== DATASET SECTION ==

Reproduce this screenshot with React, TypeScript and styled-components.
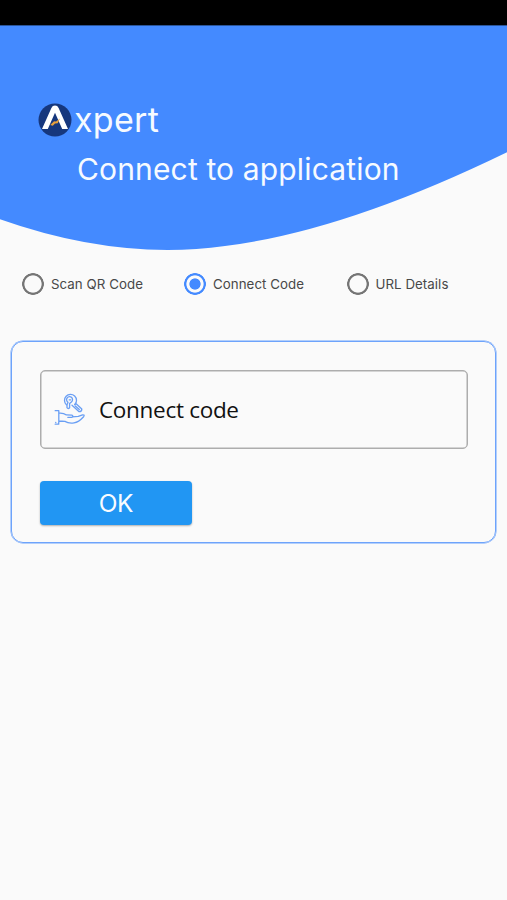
import React, { useState } from "react";
import styled, { createGlobalStyle } from "styled-components";

const GlobalStyle = createGlobalStyle`
  * { box-sizing: border-box; }
  body { margin: 0; background: #fafafa; }
`;

const Screen = styled.main`
  display: flex;
  flex-direction: column;
  width: 507px;
  height: 900px;
  overflow: hidden;
  background: #fafafa;
  font-family: Inter, Roboto, sans-serif;
`;

const StatusBar = styled.div`
  flex: none;
  height: 25px;
  background: #000;
`;

const Hero = styled.header`
  flex: none;
  display: grid;
  height: 226px;
  > * { grid-area: 1 / 1; }
`;

const Wave = styled.svg`
  display: block;
`;

const Heading = styled.div`
  z-index: 1;
  padding: 73px 0 0 38px;
  color: #f6faff;
`;

const Brand = styled.div`
  display: flex;
  align-items: center;
  height: 44px;
  font-size: 34px;
  line-height: 40px;
  letter-spacing: 0.3px;
  white-space: nowrap;
`;

const Logo = styled.svg`
  flex: none;
  margin-right: 2px;
`;

const Title = styled.h1`
  margin: 5px 0 0 39px;
  font-size: 30px;
  font-weight: 400;
  line-height: 45px;
  letter-spacing: 0.15px;
  white-space: nowrap;
`;

const Options = styled.div`
  flex: none;
  display: grid;
  grid-template-columns: 162px 162.5px auto;
  height: 24px;
  margin: 21px 0 0 22px;
`;

const Option = styled.label`
  display: flex;
  align-items: center;
  gap: 7px;
  color: #484848;
  font-size: 13.3px;
  letter-spacing: 0.05px;
  white-space: nowrap;
`;

const Radio = styled.input`
  appearance: none;
  flex: none;
  width: 22px;
  height: 22px;
  margin: 0;
  border: 0;
  border-radius: 50%;
  background: radial-gradient(circle, transparent 8.2px, #757575 9px, #757575 10.6px, transparent 11.3px);
  &:checked {
    background: radial-gradient(circle, #448aff 5.2px, transparent 6px, transparent 8.2px, #448aff 9px, #448aff 10.6px, transparent 11.3px);
  }
`;

const Card = styled.section`
  flex: none;
  height: 202px;
  margin: 45px 11px 0;
  padding: 28px 28px 0;
  border: 1px solid #6da3fb;
  border-radius: 12px;
  box-shadow: 0 0 0 0.5px #6da3fb;
`;

const Field = styled.div`
  display: flex;
  align-items: center;
  height: 79px;
  margin-right: -1px;
  padding-left: 13px;
  border: 1px solid #adadad;
  border-radius: 5px;
  box-shadow: inset 0 0 0 0.5px #adadad;
`;

const FieldIcon = styled.svg`
  flex: none;
  margin-right: 13px;
`;

const CodeInput = styled.input`
  width: 330px;
  height: 34px;
  padding: 0 0 1px;
  border: 0;
  outline: 0;
  background: transparent;
  color: #111;
  font: 22.5px "Open Sans", sans-serif;
  letter-spacing: -0.3px;
  &::placeholder { color: #111; opacity: 1; }
`;

const Submit = styled.button`
  display: block;
  width: 152px;
  height: 44px;
  margin-top: 32px;
  padding: 0;
  border: 0;
  border-radius: 4px;
  background: #2196f3;
  box-shadow: 0 1px 2px rgba(0, 0, 0, 0.3);
  color: #f8fcff;
  font: 24.5px Inter, sans-serif;
  letter-spacing: -0.3px;
`;

const methods = ["Scan QR Code", "Connect Code", "URL Details"];

function BrandMark() {
  return (
    <Logo width="34" height="34" viewBox="0 0 34 34" aria-hidden="true">
      <circle cx="17" cy="17" r="16.5" fill="#16377d" />
      <path d="M4 26 13.4 5q1-2.4 3.6-2.4T20.6 5L30 26h-5.8L17 9.7 9.8 26Z" fill="#fff" />
      <path d="m12.3 22 3.7-3.8 2 .3 4-3-2.3 4.7-2.7.2-2.2 2.3Z" fill="#e9a13b" />
    </Logo>
  );
}

function KeyHandIcon() {
  return (
    <FieldIcon width="32" height="34" viewBox="0 0 32 34" fill="none" stroke="#6a9ff4" strokeWidth="1.3" strokeLinecap="round" strokeLinejoin="round" aria-hidden="true">
      <path d="M12.4 11.7a6 6 0 1 1 8.4-.2" />
      <path d="M14 9.2a3 3 0 1 1 3.4-.2l-1.8 1.5v4.2q-1.5 1.6-2.6 0v-3ZM15.2 6.8h1.5" />
      <path d="m18 12.3 7.1 6.4q2.8-.2 2.7-2.8l-5.4-5-1.7.6M21.3 12.9l4 3.7" />
      <path d="M1.2 17.7h3.6v11.7M1.2 31.2h3.5v-1.8M1.7 29.4h.1M4.8 20.2c3-.2 4.8-.4 7.6 1.7l5.5.2q1.8.8.2 2.2h-4.3M18.5 23.9l5.8-.5 4.3-1.6q2.5-.2 1 1.9-5 5.5-9.6 6.2-5.5.8-9-1.5l-6-.4" />
    </FieldIcon>
  );
}

export default function App() {
  const [method, setMethod] = useState("Connect Code");

  return (
    <>
      <GlobalStyle />
      <Screen>
        <StatusBar />
        <Hero>
          <Wave width="507" height="226" viewBox="0 0 507 226" aria-hidden="true">
            <path d="M0 0H507V1H0Z" fill="#2a5599" />
            <path d="M0 1H507V127.2Q345 206 225 221Q118 236 0 194.3Z" fill="#448aff" />
          </Wave>
          <Heading>
            <Brand><BrandMark />xpert</Brand>
            <Title>Connect to application</Title>
          </Heading>
        </Hero>
        <Options role="radiogroup">
          {methods.map((name) => (
            <Option key={name}>
              <Radio type="radio" name="method" checked={method === name} onChange={() => setMethod(name)} />
              {name}
            </Option>
          ))}
        </Options>
        <Card>
          <Field>
            <KeyHandIcon />
            <CodeInput placeholder="Connect code" />
          </Field>
          <Submit type="button">OK</Submit>
        </Card>
      </Screen>
    </>
  );
}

== STATED GOAL ==
Count the lines that hold the string "React", and reply with that number alone.

== OUTPUT ==
2